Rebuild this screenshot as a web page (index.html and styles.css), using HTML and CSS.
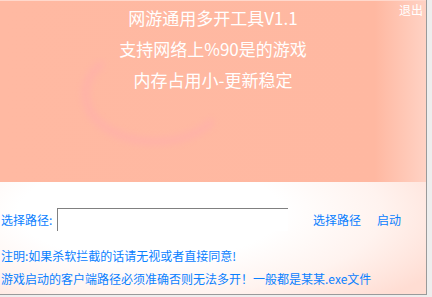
FILE: index.html
```
<!DOCTYPE html>
<html lang="zh">
<head>
<meta charset="utf-8">
<link rel="stylesheet" href="styles.css">
</head>
<body>
<div class="window">
  <div class="banner">
    <svg class="deco" width="300" height="182" viewBox="0 0 300 182" aria-hidden="true">
      <defs>
        <filter id="blur"><feGaussianBlur stdDeviation="3"/></filter>
      </defs>
      <path d="M100 64 A64 44 0 1 0 210 122" fill="none" stroke="#ffaab0" stroke-width="9" stroke-linecap="round" opacity="0.4" filter="url(#blur)"/>
      <path d="M30 52 L88 52" fill="none" stroke="#ffaab0" stroke-width="7" stroke-linecap="round" opacity="0.35" filter="url(#blur)"/>
    </svg>
    <a class="quit">退出</a>
    <div class="titles">
      <p>网游通用多开工具V1.1</p>
      <p>支持网络上%90是的游戏</p>
      <p>内存占用小-更新稳定</p>
    </div>
  </div>
  <div class="panel">
    <div class="path-row">
      <span class="label">选择路径:</span>
      <span class="input"></span>
      <a class="btn btn-choose">选择路径</a>
      <a class="btn btn-start">启动</a>
    </div>
    <p class="note">注明:如果杀软拦截的话请无视或者直接同意!</p>
    <p class="note">游戏启动的客户端路径必须准确否则无法多开！一般都是某某.exe文件</p>
  </div>
</div>
</body>
</html>
```
FILE: styles.css
```
html, body {
  margin: 0;
  padding: 0;
}
body {
  width: 432px;
  height: 297px;
  background: #eeeeee;
  overflow: hidden;
  font-family: "Noto Sans CJK SC", "Noto Sans", sans-serif;
}
.window {
  width: 426px;
  height: 294px;
  border-right: 1px solid #9a9a9a;
  border-bottom: 1px solid #9a9a9a;
  display: flex;
  flex-direction: column;
}
.banner {
  position: relative;
  height: 182px;
  flex: none;
  background: linear-gradient(90deg, #ffb9a2 0%, #ffb8a1 88%, #ffd2c4 100%);
  border-top: 1px solid #ffd8cc;
  box-sizing: border-box;
  overflow: hidden;
}
.deco {
  position: absolute;
  left: 0;
  top: 0;
}
.titles {
  position: relative;
  padding-top: 1px;
  text-align: center;
  color: #ffffff;
  font-size: 17px;
  line-height: 31px;
}
.titles p {
  margin: 0;
}
.quit {
  position: absolute;
  right: 3px;
  top: 1px;
  color: #ffffff;
  font-size: 12px;
  line-height: 16px;
}
.panel {
  flex: 1;
  padding-top: 26px;
  background: radial-gradient(ellipse 330px 120px at 150px 30px, #ffffff 40%, #fff3ef 70%, #ffddd3 100%);
  color: #0a80ff;
  font-size: 12px;
}
.path-row {
  display: flex;
  align-items: center;
  height: 23px;
  margin-bottom: 13px;
}
.label {
  margin-left: 1px;
  width: 56px;
  flex: none;
}
.input {
  width: 230px;
  height: 22px;
  background: #ffffff;
  border-top: 1px solid #808080;
  border-left: 1px solid #808080;
  flex: none;
}
.btn {
  flex: none;
}
.btn-choose {
  margin-left: 25px;
}
.btn-start {
  margin-left: 16px;
}
.note {
  margin: 0 0 0 1px;
  line-height: 23px;
  white-space: nowrap;
}
```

○ ○ ○ ○

» **STATED EXERCISE**
All of the lines above should be printed exactly, minus the pictures.

» **CORRECT OUTPUT**
Rebuild this screenshot as a web page (index.html and styles.css), using HTML and CSS.
FILE: index.html
```
<!DOCTYPE html>
<html lang="zh">
<head>
<meta charset="utf-8">
<link rel="stylesheet" href="styles.css">
</head>
<body>
<div class="window">
  <div class="banner">
    <svg class="deco" width="300" height="182" viewBox="0 0 300 182" aria-hidden="true">
      <defs>
        <filter id="blur"><feGaussianBlur stdDeviation="3"/></filter>
      </defs>
      <path d="M100 64 A64 44 0 1 0 210 122" fill="none" stroke="#ffaab0" stroke-width="9" stroke-linecap="round" opacity="0.4" filter="url(#blur)"/>
      <path d="M30 52 L88 52" fill="none" stroke="#ffaab0" stroke-width="7" stroke-linecap="round" opacity="0.35" filter="url(#blur)"/>
    </svg>
    <a class="quit">退出</a>
    <div class="titles">
      <p>网游通用多开工具V1.1</p>
      <p>支持网络上%90是的游戏</p>
      <p>内存占用小-更新稳定</p>
    </div>
  </div>
  <div class="panel">
    <div class="path-row">
      <span class="label">选择路径:</span>
      <span class="input"></span>
      <a class="btn btn-choose">选择路径</a>
      <a class="btn btn-start">启动</a>
    </div>
    <p class="note">注明:如果杀软拦截的话请无视或者直接同意!</p>
    <p class="note">游戏启动的客户端路径必须准确否则无法多开！一般都是某某.exe文件</p>
  </div>
</div>
</body>
</html>
```
FILE: styles.css
```
html, body {
  margin: 0;
  padding: 0;
}
body {
  width: 432px;
  height: 297px;
  background: #eeeeee;
  overflow: hidden;
  font-family: "Noto Sans CJK SC", "Noto Sans", sans-serif;
}
.window {
  width: 426px;
  height: 294px;
  border-right: 1px solid #9a9a9a;
  border-bottom: 1px solid #9a9a9a;
  display: flex;
  flex-direction: column;
}
.banner {
  position: relative;
  height: 182px;
  flex: none;
  background: linear-gradient(90deg, #ffb9a2 0%, #ffb8a1 88%, #ffd2c4 100%);
  border-top: 1px solid #ffd8cc;
  box-sizing: border-box;
  overflow: hidden;
}
.deco {
  position: absolute;
  left: 0;
  top: 0;
}
.titles {
  position: relative;
  padding-top: 1px;
  text-align: center;
  color: #ffffff;
  font-size: 17px;
  line-height: 31px;
}
.titles p {
  margin: 0;
}
.quit {
  position: absolute;
  right: 3px;
  top: 1px;
  color: #ffffff;
  font-size: 12px;
  line-height: 16px;
}
.panel {
  flex: 1;
  padding-top: 26px;
  background: radial-gradient(ellipse 330px 120px at 150px 30px, #ffffff 40%, #fff3ef 70%, #ffddd3 100%);
  color: #0a80ff;
  font-size: 12px;
}
.path-row {
  display: flex;
  align-items: center;
  height: 23px;
  margin-bottom: 13px;
}
.label {
  margin-left: 1px;
  width: 56px;
  flex: none;
}
.input {
  width: 230px;
  height: 22px;
  background: #ffffff;
  border-top: 1px solid #808080;
  border-left: 1px solid #808080;
  flex: none;
}
.btn {
  flex: none;
}
.btn-choose {
  margin-left: 25px;
}
.btn-start {
  margin-left: 16px;
}
.note {
  margin: 0 0 0 1px;
  line-height: 23px;
  white-space: nowrap;
}
```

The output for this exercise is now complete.